Rate limiting with either a fixed rate or a dynamic rate with some fixed range. Fixed rate may not be totally fixed, as bursts should be accommodated.
Recording of usage for billing.

Fig 3. There is no tenant auto-scaling in this picture, only consumption based pricing with rate limits.

DynamoDB offers provisioned tables which correspond to fixed rate limits, and on-demand tables which correspond to dynamic rates. The aim of on-demand tables is to adjust these dynamic rates before throttling occurs.

With Kora, per-tenant scaling depends on the type of cluster. Basic and Standard clusters simply have a fixed upper rate limit on throughput. The customer simply pays for what they use of that capacity - if they send no traffic then billing reflects that. As long as the customer doesn’t need more than 250 MB/s ingress and 750 MB/s egress (which covers the vast majority of customers), then the scaling of a single tenant doesn’t even exist - it’s simply consumption based pricing.

Conclusions

The nature of scaling is highly dependent on whether the particular component is stateless or stateful, as well as its sharing model (which in turn is dependent on the workload). Sometimes, per-tenant scaling is really just an illusion created by rate limits and consumption-based billing.

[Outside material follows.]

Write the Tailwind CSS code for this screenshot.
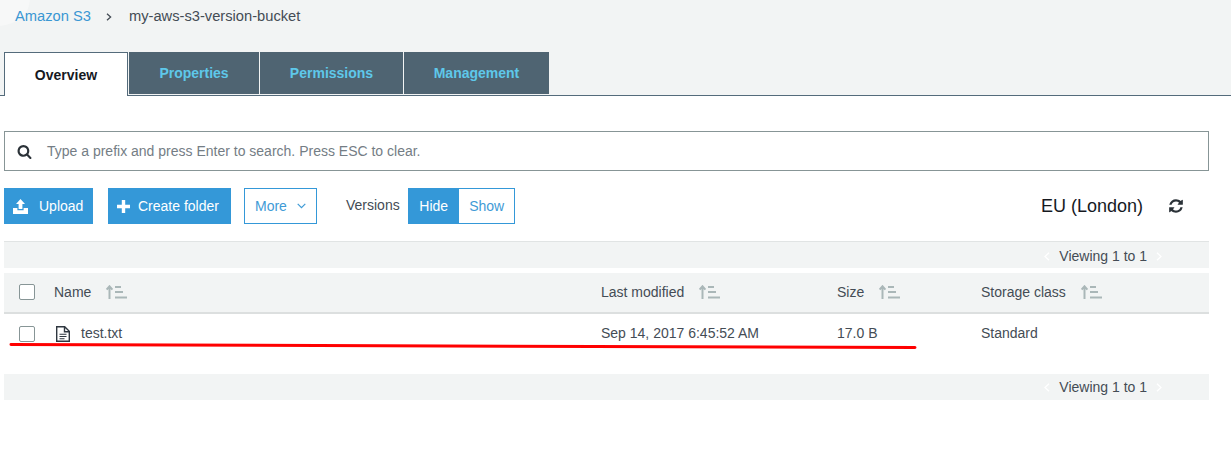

Scaling stateless shared-process resource pool components (with request/response workloads) is based on aggregate load and is suited to workloads with a low variance of work done per request. The larger the resource pool, the greater the system's ability to instantly absorb per-tenant load spikes while maintaining high resource utilization. The slower aggregate load scaling adjusts capacity to maintain its ideal resource utilization. The general concept of scaling a tenant to zero does not apply to such a system, as a tenant that does not place load on the system causes no work to be done (beyond things such as keeping some metadata in memory).
Scaling stateless bin-packed single-tenant pods may be better suited for unpredictable work such as SQL processing. High resource utilization is obtained by the responsive scaling of per-tenant pods to match the workload demands in real-time. Scaling to zero is possible, and the proxy layer will trigger a new pod to be allocated when a request arrives for a scaled-to-zero tenant. This introduces extra latency and is known as the cold-start problem.
The shared-process resource pool model is the most efficient for storage layers. The same insights from (1) regarding resource pool size apply here but with the additional need to implement responsive heat management and load control. Storage tiering helps here a lot. Scaling a tenant to zero doesn’t really have much upside for shared-process storage layers with tiering, but does introduce the cold start problem. Replicated storage systems should be implemented such that idle tenants cause no additional network traffic or CPU cycles to occur.

How does all this compare to a single-tenant distributed data system? A single-tenant system cannot instantly absorb a load spike unless it is already provisioned adequately for that spike. In this model, you scale for peak even if your average is far lower, which results in poor resource utilization. Growing and shrinking the number of nodes (and underlying servers) is comparatively slow, which only makes it suitable for slow moving load changes. Performing this growing and shrinking to track the workload (in order to obtain better resource utilization) can be disruptive to clients, causing additional high latency spikes. Compare this to a large multi-tenant system where the load of one tenant is small compared to the capacity of the system and individual nodes in that system. The highs and lows of the tenant can be accommodated without physical scaling at all, leading to less latency issues while also achieving high resource utilization.

This is why I am bullish on multi-tenant serverless data systems compared to single-tenant dedicated, BYOC, and on-premise deployments. I’m not saying they don’t have a place, but I think multi-tenant serverless will be the predominant pattern of the (near) future.